Reproduce each line bearing the word "full".
----- Supplied entries -----
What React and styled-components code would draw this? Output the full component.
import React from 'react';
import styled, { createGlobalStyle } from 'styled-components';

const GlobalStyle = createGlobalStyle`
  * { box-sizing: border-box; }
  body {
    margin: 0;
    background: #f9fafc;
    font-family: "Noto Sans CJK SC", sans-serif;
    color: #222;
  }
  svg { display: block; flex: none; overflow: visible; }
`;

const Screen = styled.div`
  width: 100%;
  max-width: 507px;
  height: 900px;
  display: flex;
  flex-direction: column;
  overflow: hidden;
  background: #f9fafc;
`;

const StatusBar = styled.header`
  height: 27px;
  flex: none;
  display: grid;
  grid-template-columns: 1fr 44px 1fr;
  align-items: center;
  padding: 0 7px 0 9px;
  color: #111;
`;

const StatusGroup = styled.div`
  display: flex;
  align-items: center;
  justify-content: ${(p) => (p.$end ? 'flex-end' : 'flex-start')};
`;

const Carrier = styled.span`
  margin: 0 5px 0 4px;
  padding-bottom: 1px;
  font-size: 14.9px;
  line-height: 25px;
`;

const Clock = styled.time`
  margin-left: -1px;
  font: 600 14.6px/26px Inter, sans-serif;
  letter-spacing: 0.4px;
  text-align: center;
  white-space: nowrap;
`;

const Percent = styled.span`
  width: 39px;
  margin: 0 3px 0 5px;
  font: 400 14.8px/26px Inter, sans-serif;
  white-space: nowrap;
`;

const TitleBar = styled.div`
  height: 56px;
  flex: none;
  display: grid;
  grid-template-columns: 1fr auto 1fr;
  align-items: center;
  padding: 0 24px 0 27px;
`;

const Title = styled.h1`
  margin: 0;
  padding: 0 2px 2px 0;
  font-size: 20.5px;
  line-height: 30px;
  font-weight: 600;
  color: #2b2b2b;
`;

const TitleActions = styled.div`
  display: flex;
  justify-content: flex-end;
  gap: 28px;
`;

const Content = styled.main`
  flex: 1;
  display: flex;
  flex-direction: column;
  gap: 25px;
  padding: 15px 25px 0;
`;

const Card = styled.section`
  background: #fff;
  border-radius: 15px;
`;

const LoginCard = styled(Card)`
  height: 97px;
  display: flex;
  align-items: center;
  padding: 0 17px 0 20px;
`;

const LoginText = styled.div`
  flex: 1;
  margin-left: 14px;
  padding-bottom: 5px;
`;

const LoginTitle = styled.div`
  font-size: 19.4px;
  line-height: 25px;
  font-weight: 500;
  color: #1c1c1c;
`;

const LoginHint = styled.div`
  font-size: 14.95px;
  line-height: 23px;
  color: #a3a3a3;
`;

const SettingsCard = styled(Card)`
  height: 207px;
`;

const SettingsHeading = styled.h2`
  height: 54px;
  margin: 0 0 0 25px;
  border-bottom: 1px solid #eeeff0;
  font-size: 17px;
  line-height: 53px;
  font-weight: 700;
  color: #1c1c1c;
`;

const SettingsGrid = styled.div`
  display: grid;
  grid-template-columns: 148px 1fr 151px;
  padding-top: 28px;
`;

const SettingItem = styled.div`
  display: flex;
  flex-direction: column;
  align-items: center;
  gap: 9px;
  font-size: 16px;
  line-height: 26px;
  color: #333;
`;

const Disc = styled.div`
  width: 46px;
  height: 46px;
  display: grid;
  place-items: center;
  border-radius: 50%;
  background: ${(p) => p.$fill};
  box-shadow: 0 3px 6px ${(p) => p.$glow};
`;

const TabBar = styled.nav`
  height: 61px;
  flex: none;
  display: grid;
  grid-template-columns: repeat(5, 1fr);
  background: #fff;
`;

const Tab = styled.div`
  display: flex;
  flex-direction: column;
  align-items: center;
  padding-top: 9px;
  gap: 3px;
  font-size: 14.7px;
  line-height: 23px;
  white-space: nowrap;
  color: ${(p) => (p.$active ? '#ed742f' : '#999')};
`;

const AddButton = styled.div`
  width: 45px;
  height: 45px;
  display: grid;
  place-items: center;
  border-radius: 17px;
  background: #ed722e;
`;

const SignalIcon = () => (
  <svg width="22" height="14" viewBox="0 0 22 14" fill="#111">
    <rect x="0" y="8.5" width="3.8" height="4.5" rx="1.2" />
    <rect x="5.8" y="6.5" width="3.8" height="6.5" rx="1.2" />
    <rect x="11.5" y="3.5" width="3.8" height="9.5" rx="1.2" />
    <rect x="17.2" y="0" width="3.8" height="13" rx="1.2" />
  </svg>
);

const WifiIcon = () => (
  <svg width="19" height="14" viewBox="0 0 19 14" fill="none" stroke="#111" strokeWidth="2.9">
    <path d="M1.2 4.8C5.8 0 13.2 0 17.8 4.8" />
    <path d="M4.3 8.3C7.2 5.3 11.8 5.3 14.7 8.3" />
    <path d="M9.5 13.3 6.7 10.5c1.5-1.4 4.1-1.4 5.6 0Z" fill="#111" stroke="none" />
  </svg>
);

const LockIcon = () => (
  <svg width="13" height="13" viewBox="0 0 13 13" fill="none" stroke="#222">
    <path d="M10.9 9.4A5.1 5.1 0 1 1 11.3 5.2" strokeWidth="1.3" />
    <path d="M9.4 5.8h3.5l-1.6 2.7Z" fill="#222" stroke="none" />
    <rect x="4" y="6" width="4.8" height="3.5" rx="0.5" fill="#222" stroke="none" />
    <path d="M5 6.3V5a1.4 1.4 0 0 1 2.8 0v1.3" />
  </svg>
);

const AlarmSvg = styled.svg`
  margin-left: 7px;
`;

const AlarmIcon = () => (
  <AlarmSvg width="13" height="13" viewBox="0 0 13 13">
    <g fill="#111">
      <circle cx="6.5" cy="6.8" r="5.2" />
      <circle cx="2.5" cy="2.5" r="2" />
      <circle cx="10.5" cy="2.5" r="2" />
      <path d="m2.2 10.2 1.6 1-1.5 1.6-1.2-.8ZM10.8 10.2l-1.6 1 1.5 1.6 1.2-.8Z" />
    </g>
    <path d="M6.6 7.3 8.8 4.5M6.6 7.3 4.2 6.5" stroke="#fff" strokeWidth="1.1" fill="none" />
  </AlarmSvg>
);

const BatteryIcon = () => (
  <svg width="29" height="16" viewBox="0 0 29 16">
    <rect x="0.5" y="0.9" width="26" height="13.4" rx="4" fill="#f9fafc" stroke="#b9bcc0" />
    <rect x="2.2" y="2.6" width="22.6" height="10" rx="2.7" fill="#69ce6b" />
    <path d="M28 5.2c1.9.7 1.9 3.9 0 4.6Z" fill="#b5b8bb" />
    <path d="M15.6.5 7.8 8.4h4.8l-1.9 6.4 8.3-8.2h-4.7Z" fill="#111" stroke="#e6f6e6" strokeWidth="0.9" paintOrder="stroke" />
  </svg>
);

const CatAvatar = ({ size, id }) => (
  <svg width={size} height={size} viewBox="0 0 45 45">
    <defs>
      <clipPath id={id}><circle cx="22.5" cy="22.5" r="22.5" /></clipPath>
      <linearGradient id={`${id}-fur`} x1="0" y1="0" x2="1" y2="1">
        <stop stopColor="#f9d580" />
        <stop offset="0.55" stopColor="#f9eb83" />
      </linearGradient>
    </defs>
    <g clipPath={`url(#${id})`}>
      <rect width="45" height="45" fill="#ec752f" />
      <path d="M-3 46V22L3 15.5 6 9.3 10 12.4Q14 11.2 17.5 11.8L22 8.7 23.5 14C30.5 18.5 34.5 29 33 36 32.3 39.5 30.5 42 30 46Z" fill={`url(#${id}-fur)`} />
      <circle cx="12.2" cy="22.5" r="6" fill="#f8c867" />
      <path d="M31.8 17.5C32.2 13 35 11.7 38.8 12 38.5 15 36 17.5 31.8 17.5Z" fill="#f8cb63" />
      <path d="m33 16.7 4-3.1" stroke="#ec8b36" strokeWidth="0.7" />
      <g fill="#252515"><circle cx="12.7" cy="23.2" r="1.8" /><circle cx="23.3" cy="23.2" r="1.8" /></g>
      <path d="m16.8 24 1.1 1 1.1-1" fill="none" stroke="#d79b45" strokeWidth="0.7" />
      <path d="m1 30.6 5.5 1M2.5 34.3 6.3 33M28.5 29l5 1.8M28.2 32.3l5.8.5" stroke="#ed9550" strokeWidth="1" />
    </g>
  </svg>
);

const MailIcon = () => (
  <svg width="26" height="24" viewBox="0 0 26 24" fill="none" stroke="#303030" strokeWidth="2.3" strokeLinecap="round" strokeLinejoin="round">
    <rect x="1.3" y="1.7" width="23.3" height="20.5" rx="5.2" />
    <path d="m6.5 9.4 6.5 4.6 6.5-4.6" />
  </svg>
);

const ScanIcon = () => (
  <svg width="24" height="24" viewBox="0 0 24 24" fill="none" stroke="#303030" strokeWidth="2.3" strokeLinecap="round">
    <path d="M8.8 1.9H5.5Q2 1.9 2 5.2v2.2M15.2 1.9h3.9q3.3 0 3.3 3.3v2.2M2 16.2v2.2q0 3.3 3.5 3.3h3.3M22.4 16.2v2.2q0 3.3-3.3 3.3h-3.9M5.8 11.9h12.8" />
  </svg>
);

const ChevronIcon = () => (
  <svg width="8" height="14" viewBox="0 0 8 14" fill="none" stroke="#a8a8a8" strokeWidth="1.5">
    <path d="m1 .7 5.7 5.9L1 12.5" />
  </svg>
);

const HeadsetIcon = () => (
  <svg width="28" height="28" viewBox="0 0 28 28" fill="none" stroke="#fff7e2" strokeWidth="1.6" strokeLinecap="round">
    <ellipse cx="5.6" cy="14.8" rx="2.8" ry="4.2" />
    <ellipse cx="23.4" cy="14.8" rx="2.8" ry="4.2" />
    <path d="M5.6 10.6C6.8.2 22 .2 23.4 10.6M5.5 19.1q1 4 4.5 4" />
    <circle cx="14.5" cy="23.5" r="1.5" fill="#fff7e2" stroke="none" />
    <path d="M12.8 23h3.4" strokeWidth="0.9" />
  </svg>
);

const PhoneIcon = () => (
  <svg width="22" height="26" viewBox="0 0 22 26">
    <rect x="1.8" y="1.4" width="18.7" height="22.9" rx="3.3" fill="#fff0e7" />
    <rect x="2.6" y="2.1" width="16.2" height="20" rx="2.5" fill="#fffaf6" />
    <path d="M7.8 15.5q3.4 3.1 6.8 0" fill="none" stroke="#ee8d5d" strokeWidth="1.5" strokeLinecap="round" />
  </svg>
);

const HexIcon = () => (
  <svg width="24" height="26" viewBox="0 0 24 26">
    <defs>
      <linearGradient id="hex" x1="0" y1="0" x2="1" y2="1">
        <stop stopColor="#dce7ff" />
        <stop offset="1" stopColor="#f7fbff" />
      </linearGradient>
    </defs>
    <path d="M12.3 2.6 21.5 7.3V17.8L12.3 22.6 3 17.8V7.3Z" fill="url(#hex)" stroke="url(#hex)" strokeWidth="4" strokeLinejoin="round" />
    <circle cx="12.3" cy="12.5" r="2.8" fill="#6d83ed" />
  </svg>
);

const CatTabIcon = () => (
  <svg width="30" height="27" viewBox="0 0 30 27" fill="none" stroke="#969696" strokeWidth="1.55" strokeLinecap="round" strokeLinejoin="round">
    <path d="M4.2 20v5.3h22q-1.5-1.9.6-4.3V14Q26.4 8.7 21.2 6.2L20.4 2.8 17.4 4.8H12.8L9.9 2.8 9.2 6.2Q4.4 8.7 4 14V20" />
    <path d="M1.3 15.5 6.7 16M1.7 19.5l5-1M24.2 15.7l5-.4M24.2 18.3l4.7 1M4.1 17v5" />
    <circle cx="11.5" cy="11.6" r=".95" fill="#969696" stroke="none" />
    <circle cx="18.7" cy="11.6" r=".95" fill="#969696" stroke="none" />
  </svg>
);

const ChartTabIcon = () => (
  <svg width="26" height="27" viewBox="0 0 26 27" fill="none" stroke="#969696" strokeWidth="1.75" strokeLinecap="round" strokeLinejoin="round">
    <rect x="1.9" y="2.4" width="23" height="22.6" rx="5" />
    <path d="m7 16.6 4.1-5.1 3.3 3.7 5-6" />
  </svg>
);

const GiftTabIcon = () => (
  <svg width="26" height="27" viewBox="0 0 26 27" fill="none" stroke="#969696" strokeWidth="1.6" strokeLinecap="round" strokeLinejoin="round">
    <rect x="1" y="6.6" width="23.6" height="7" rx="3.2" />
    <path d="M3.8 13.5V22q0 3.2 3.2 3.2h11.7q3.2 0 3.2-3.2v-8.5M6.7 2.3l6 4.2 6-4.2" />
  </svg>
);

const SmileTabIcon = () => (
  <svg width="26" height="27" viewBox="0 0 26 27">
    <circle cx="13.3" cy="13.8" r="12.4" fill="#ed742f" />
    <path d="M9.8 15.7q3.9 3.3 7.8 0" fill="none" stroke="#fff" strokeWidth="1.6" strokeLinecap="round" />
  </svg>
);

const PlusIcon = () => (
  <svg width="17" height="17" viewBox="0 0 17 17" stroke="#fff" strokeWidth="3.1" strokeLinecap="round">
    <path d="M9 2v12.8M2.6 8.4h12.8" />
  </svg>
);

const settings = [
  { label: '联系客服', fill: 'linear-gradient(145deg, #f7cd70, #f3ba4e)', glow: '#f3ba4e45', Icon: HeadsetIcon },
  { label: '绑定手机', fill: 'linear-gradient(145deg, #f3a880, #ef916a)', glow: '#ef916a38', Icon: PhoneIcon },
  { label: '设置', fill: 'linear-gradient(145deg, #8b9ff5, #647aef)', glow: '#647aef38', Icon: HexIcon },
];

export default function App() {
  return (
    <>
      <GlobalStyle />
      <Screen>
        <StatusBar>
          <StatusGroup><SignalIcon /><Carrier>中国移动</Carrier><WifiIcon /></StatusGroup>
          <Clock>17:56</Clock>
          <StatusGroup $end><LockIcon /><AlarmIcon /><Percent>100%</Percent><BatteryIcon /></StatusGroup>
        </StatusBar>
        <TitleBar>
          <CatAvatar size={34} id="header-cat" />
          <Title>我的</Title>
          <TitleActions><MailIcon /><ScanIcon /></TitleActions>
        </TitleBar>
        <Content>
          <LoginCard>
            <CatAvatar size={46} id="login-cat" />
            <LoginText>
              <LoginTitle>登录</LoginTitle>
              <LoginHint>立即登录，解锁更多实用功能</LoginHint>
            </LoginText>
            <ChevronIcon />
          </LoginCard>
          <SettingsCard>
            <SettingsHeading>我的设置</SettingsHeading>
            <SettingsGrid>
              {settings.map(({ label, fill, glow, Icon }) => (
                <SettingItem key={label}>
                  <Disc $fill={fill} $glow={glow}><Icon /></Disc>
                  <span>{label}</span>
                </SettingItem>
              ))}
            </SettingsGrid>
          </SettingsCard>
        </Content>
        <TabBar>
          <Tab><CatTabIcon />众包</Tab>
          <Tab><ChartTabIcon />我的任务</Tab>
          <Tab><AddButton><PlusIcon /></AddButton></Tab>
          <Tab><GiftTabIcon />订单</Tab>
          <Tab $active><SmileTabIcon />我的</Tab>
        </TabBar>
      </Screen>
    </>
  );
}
-----
----- Supplied entries -----
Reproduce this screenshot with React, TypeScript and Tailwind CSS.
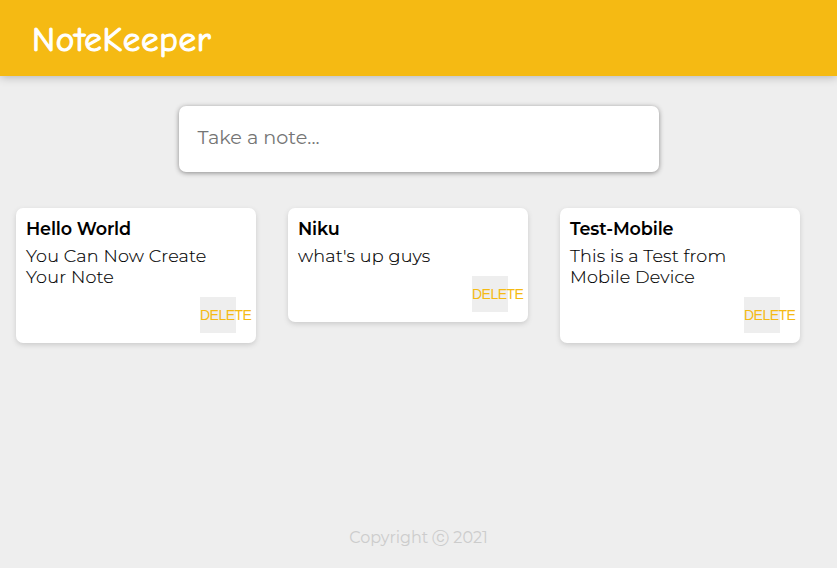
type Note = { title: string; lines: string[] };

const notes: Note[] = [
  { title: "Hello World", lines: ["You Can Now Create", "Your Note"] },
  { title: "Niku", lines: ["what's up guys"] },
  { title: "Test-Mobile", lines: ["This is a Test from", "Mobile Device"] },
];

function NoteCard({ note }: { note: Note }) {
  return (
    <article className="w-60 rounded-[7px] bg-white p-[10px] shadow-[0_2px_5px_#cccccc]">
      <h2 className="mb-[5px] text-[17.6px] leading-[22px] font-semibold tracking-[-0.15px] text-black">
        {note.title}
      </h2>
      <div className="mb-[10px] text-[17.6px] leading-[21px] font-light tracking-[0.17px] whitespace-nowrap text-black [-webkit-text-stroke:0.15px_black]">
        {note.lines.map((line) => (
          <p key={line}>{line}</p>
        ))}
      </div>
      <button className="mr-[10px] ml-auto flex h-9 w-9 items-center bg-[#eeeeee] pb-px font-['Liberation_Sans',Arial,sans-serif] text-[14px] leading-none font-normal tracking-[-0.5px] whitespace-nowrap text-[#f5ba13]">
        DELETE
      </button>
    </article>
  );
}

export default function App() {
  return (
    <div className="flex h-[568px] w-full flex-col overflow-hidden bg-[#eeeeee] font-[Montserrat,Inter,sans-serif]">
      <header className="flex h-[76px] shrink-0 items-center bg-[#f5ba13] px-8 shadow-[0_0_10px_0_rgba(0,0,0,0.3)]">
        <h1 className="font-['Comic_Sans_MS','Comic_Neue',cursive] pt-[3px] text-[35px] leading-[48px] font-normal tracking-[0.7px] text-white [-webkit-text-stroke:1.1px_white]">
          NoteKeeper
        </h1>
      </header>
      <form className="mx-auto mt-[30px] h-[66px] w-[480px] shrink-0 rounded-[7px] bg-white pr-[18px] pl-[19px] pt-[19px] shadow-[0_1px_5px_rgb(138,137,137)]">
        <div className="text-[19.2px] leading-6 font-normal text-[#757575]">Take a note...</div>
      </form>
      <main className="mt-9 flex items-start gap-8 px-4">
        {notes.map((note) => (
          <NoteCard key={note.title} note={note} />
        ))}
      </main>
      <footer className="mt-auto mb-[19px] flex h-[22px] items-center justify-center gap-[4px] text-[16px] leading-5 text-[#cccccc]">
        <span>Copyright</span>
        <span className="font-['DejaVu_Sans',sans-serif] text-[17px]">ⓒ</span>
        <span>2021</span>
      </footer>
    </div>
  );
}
-----
• **Result below**:
What React and styled-components code would draw this? Output the full component.
    <div className="flex h-[568px] w-full flex-col overflow-hidden bg-[#eeeeee] font-[Montserrat,Inter,sans-serif]">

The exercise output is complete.